19. Hewlett Packard Enterprise Company (NYSE:HPE)
Short Float: 6.60%
Insider Transaction: -9.80%
Based in Texas, Hewlett Packard Enterprise Company (NYSE:HPE) offers edge-to-cloud solutions, including servers, storage, networking, and IT services. Dell Technologies and Cisco pose tough competition for the company. However, by emphasizing hybrid cloud infrastructure and AI-driven analytics, the company stands apart. Its GreenLake cloud platform has a unique ownership structure whereby users can purchase, subscribe, or pay-per-use for the solution, thus enabling predictable revenue streams for the company. The company has also integrated Aruba Networks and advanced intelligent edge computing to capture value in distributed enterprise environments.
Hewlett Packard Enterprise Company (NYSE:HPE) was supposed to have acquired Juniper Networks. Still, the legal challenges from the Department of Justice are delaying the process and even questioning its completion. As a result, the synergies from the deal, which initially attracted market interest, could be lost. Additionally, as part of its cost-cutting measures, the company plans to terminate approximately 2500 positions in the 12 to 18 months. Further adding to the negative outlook is the anticipation of tariff impacts on the server business and the company’s overall profitability. HPE is one of the stocks that insiders and short sellers are dumping.

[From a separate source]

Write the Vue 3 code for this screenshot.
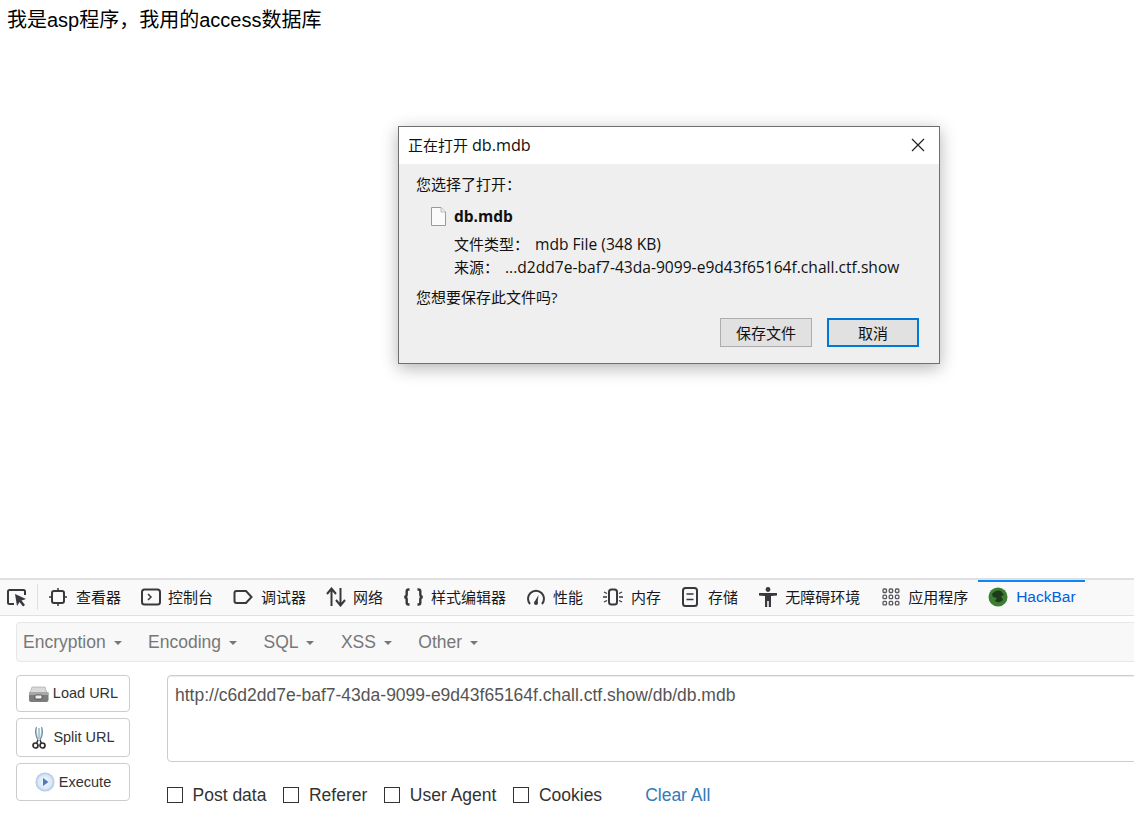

Hewlett Packard Enterprise Company (NYSE:HPE)’s short float of 6.60% reflects traders’ growing concerns regarding the company’s performance. Insider selling stands at 9.80%. The decline represents a lack of confidence from company executives. As institutional and internal players step back, a strong signal of potential downside risks emerges.
18. Tractor Supply Company (NASDAQ:TSCO)
Short Float: 6.61%
Insider Transaction: -7.73%
Headquartered in Tennessee, Tractor Supply Company (NASDAQ:TSCO) is the largest U.S. retailer of rural lifestyle products. The company primarily caters to recreational farmers and ranchers. Its extensive assortment includes agricultural supplies, pet care, hardware, and outdoor gear. Tractor Supply Company (NASDAQ:TSCO) leverages private brands, loyalty programs, and rural market penetration to overcome the competition in the market. The company’s “Life Out Here” branding strategy and increasing number of stores ensure a sustained competitive advantage in the rural lifestyle retail market.
The new tariffs are hurting the company’s prices. In the first quarter report of 2025, Tractor Supply Company (NASDAQ:TSCO) claimed that the increased costs due to tariffs are affecting the manufacturing partners and the company. With TSCO already experiencing a slowdown in its comparable store sales growth, the macroeconomic headwinds expected for 2025, such as reduced consumer spending owing to rising prices on goods, could cause further decline, resulting in a loss of profit. The lawsuit against the company by the Equal Employment Opportunity Commission (EEOC) for disability discrimination and retaliation, and the subsequent agreement to pay $75000, put the company in a bad spot among investors, which makes it one of the stocks insiders and short sellers are dumping.
Short sellers are showing significant interest in Tractor Supply Company (NASDAQ:TSCO), with 6.61% of its float under pressure. Insiders have reduced their exposure by 7.73%, revealing a decline in confidence in the firm’s potential in the upcoming year. This confluence of external and internal skepticism is a warning flag for potential investors.